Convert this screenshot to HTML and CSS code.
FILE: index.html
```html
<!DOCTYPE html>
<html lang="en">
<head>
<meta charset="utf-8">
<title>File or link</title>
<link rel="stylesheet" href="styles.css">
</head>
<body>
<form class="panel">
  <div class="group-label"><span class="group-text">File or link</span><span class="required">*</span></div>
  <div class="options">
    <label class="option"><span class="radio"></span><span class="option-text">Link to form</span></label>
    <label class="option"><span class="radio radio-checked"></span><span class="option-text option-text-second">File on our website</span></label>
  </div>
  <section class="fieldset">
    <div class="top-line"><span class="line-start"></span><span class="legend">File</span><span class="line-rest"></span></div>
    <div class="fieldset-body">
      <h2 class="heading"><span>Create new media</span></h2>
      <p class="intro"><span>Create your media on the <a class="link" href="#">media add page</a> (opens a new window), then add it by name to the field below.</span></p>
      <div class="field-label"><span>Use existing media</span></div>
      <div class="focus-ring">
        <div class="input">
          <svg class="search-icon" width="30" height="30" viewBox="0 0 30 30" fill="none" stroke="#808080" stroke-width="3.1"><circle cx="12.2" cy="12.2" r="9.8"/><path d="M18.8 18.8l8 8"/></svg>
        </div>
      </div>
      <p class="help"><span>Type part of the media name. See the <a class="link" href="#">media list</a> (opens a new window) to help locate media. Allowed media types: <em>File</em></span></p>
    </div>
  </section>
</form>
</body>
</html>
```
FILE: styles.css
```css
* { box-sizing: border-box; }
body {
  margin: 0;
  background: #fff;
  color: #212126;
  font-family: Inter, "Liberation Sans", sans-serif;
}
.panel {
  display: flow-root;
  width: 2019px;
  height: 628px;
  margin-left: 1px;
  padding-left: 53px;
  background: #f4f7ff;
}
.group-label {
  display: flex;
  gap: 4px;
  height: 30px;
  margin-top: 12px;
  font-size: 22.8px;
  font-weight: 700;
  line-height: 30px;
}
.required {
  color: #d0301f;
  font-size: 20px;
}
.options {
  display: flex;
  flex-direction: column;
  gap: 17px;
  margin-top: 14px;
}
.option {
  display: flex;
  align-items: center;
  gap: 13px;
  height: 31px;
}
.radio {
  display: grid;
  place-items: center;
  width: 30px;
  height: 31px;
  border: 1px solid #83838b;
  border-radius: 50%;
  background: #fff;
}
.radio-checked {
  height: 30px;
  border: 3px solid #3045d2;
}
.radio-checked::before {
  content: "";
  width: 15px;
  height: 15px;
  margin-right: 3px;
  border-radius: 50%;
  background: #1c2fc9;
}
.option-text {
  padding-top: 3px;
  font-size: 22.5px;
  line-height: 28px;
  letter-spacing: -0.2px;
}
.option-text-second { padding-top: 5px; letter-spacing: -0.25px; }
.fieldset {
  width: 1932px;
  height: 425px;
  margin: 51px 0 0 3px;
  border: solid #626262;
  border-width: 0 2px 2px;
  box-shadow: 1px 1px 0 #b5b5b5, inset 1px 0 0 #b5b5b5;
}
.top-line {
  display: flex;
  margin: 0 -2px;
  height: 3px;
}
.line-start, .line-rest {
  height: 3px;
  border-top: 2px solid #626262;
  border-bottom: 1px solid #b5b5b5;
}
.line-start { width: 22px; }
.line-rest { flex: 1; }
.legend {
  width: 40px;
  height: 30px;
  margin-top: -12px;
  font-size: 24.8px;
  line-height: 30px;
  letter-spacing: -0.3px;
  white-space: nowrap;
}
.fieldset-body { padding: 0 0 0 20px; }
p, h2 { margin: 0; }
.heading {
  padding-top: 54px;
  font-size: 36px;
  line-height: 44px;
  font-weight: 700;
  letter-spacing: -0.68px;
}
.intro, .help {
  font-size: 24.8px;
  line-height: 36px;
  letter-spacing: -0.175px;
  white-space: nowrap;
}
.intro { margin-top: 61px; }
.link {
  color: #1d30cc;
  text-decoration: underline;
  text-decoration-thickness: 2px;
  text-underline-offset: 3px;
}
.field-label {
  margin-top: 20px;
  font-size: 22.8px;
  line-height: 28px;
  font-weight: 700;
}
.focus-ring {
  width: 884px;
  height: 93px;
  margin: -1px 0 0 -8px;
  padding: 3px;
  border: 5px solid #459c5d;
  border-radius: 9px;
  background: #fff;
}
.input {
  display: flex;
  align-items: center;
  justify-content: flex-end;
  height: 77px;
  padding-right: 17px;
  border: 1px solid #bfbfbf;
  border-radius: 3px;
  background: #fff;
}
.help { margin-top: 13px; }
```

==

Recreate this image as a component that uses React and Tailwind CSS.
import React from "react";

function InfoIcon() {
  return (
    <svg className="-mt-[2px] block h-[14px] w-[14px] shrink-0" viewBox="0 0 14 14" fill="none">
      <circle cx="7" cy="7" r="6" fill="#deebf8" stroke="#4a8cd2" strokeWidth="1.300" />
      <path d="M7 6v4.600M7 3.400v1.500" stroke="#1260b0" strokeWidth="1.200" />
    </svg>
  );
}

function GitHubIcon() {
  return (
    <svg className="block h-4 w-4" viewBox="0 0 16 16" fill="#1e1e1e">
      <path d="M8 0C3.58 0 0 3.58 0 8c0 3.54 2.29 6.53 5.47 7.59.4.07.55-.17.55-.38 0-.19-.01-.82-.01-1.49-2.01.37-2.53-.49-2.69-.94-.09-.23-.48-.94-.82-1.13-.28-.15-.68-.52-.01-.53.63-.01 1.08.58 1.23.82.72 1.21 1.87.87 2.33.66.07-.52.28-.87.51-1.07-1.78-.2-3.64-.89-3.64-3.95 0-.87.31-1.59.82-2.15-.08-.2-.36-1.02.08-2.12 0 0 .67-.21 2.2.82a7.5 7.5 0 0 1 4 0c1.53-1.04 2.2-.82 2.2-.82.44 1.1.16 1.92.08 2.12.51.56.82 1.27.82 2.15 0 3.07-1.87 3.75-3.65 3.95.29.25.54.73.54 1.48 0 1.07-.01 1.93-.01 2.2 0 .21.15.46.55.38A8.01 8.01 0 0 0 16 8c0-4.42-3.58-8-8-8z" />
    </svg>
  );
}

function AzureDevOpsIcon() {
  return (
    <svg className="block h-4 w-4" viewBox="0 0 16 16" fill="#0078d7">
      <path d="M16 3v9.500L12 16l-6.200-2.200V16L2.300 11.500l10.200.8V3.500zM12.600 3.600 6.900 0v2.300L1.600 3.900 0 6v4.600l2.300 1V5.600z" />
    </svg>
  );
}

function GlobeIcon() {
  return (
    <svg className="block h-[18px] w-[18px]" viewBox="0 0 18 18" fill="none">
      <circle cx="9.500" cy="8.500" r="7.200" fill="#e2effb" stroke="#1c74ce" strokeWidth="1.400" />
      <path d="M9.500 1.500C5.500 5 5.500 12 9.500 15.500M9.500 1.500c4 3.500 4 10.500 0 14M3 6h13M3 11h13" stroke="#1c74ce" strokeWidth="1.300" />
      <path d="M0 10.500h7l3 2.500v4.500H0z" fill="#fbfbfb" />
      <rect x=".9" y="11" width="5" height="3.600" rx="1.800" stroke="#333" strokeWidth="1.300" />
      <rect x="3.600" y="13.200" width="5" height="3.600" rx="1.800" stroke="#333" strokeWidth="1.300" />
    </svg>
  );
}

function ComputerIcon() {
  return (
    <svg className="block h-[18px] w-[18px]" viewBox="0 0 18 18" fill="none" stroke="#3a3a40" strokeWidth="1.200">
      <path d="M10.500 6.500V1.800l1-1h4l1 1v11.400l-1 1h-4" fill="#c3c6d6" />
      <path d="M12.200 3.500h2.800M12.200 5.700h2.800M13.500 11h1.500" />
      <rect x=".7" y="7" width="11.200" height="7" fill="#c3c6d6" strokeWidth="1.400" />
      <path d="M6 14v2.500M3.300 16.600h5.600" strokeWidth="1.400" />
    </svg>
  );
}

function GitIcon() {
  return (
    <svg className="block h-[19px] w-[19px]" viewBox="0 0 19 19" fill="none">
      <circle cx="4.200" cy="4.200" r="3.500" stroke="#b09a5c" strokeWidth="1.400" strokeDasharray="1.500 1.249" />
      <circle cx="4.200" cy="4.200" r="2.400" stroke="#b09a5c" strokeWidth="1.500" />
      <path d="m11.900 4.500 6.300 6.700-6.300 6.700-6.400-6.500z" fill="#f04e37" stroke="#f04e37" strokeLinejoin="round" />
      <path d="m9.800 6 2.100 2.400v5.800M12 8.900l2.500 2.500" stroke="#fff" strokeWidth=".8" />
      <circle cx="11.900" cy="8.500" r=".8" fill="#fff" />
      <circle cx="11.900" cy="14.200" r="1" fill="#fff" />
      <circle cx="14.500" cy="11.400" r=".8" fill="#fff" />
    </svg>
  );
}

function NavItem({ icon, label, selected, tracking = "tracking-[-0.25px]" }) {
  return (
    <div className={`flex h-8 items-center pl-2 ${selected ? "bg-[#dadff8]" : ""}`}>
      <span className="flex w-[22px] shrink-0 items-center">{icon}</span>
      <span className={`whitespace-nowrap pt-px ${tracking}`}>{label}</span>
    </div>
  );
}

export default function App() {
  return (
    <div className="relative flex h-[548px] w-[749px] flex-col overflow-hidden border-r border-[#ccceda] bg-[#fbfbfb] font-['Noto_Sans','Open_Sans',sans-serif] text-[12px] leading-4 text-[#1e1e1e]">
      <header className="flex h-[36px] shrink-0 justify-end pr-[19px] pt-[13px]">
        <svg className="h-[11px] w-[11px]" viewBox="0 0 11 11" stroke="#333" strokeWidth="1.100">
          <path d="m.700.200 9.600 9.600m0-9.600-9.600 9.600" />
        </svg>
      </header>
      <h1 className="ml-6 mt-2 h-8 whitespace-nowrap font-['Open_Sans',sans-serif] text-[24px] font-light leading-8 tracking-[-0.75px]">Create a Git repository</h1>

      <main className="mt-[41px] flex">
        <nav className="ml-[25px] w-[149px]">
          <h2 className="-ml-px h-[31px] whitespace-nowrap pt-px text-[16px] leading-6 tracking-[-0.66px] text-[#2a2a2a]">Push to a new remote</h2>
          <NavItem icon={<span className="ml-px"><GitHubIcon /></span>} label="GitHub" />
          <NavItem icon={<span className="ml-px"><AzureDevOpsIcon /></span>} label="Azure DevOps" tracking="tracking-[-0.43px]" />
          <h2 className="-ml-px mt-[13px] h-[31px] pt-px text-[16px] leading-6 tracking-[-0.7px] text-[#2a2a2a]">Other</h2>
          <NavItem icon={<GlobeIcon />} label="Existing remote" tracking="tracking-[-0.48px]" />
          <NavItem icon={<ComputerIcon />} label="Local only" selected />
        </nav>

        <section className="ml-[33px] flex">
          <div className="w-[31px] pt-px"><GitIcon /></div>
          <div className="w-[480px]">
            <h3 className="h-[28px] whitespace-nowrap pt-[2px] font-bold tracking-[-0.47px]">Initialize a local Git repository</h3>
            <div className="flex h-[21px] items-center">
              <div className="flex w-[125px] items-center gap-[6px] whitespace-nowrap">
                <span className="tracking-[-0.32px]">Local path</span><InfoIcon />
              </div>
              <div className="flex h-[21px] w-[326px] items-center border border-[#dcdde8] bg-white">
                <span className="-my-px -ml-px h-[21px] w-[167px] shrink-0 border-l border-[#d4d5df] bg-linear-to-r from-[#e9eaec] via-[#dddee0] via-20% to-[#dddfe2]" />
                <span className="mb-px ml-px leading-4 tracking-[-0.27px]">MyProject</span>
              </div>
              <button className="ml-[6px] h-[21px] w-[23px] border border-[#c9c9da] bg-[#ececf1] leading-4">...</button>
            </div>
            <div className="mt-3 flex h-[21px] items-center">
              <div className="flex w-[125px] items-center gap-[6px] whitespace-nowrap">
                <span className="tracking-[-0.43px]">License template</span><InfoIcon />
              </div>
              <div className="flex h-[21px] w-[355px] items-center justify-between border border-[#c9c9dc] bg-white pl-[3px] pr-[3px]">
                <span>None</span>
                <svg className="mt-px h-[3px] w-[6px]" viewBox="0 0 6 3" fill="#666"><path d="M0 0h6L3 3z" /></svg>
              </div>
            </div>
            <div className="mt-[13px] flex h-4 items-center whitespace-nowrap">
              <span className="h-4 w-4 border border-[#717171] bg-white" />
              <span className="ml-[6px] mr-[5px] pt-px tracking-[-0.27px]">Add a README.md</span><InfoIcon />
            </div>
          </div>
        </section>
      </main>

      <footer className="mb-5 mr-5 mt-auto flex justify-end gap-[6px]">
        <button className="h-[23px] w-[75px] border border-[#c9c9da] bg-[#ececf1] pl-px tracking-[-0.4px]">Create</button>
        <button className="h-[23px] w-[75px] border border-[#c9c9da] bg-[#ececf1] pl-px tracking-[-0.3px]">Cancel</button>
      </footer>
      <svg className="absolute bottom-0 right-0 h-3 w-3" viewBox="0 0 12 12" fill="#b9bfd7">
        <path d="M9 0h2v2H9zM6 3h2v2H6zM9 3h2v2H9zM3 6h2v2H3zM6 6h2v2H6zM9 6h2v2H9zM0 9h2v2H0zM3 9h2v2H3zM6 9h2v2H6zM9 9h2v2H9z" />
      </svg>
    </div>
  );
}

§ The exercise:
Everything from the line that contains "Recreate this image" through the line that contains "import React from" is to be transcribed exactly, and nothing outside that range.

§ Final result:
Recreate this image as a component that uses React and Tailwind CSS.
import React from "react";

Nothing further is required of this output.